When the input stream of the target is the output of a DatabaseReader, IncrementalBatchReader, or SQL CDC source (that is, when replicating data from one database to another), it can write to multiple tables. In this case, specify the names of both the source and target tables. You may use the % wildcard only for tables, not for schemas or databases. If the reader uses three-part names, you must use them here as well. Note that Oracle CDB/PDB source table names must be specified in two parts when the source is Database Reader or Incremental Batch reader (schema.%,schema.%) but in three parts when the source is Oracle Reader or OJet ((database.schema.%,schema.%). Note that SQL Server source table names must be specified in three parts when the source is Database Reader or Incremental Batch Reader (database.schema.%,schema.%) but in two parts when the source is MS SQL Reader or MS Jet (schema.%,schema.%). Examples:

source.emp,target.emp
source.db1,target.db1;source.db2,target.db2
source.%,target.%
source.mydatabase.emp%,target.mydb.%
source1.%,target1.%;source2.%,target2.%

Since HIve does not have primary keys, you must use the keycolumns option to define a unique identifier for each row in the target table: for example, Tables:'DEMO.EMPLOYEE,employee keycolumns(emp_id)'. If necessary to ensure uniqueness, specify multiple columns with the syntax keycolumns(<column 1>,<column 2>,...). You may use wildcards for the source table provided all the tables have the key columns: for example, ables:'DEMO.Ora%,HIVE.Hiv% KeyColumns(...)'.

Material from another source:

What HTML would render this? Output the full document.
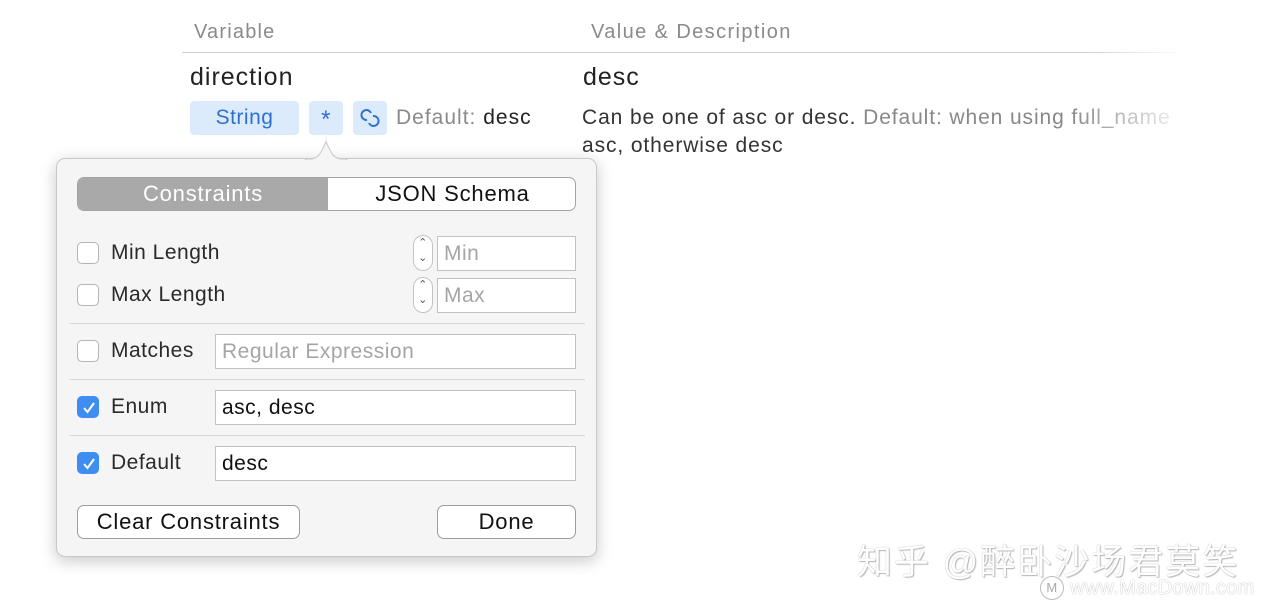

See Mapping columns for additional options.

Username

String

A Hive user for the server specified in ConnectionURL. The user must have INSERT, UPDATE, DELETE, TRUNCATE, CREATE, DROP, and ALTER privileges on the specified tables.

Hive Writer sample application

The following sample code writes data from PosDataPreview.csv  to Hive  (to run this code, you must first create the target table in Hive):

CREATE SOURCE PosSource USING FileReader (
  directory:'Samples/PosApp/AppData',
  wildcard:'PosDataPreview.csv',
  positionByEOF:false
)
PARSE USING DSVParser (
  header:yes
)
OUTPUT TO RawStream;

CREATE CQ CsvToPosData
INSERT INTO PosDataStream
SELECT TO_STRING(data[1]) as merchantId,
  TO_DATEF(data[4],'yyyyMMddHHmmss') as dateTime,
  TO_DOUBLE(data[7]) as amount,
  TO_STRING(data[9]) as zip
FROM RawStream;

CREATE TARGET HiveSample USING HiveWriter (
  ConnectionURL:'jdbc:hive2://192.0.2.76:10000',
  Username:'hiveuser', 
  Password:'********',
  hadoopurl:'hdfs://192.0.2.76:9000/',
  Tables:'posdata'
)
FORMAT USING DSVFormatter ()
INPUT FROM PosDataStream;

HiveWriter data type support and correspondence

When the input stream is of a user-defined type:

TQL type

Hive type

java.lang.Byte

BINARY

java.lang.Double

DOUBLE

java.lang.Float

FLOAT

java.lang.Integer

INTEGER

java.lang. Long

BIGINT

java.lang.Short

SMALLINT, TINYINT

java.lang.String

CHAR, DECIMAL, INTERVAL, NUMERIC, STRING, VARCHAR

org.joda.time.DateTime

TIMESTAMP

When the input stream of a HiveWriter target is the output of an Oracle source (DatabaseReader or OracleReader):

Oracle type

Hive type

BINARY_DOUBLE

DOUBLE

BINARY_FLOAT

FLOAT

BLOB

BINARY

CHAR

CHAR, STRING, VARCHAR

CLOB

STRING

DATE

TIMESTAMP

DECIMAL

DECIMAL, DOUBLE, FLOAT

FLOAT

FLOAT

INTEGER

BIGINT, INT, SMALLINT TINYINT

LONG

BIGINT

NCHAR

STRING, VARCHAR

NUMBER

  • INT when the scale is 0 and the precision is less than 10

  • BIGINT when the scale is 0 and the precision is less than 19

  • DECIMAL when the scale is greater than 0 or the precision is greater than 19

NVARCHAR2

STRING, VARCHAR

SMALLINT

SMALLINT

TIMESTAMP

TIMESTAMP

TIMESTAMP WITH LOCAL TIME ZONE

TIMESTAMP

TIMESTAMP WITH TIME ZONE

TIMESTAMP

VARCHAR2

STRING, VARCHAR

Cloudera Hive Writer

ClouderaHiveWriter is identical to HiveWriter except that, since Cloudera's Hive distribution does not support SQL MERGE, there is no Mode property. ClouderaHiveWriter is always in InitialLoad mode, and writes always use SQL APPEND or INSERT INTO.

See Hive Writer for further discussion and documentation of the properties.

Hortonworks Hive Writer

Except for the name of the adapter, HortonworksHiveWriter is identical to HiveWriter. See Hive Writer for documentation of the properties.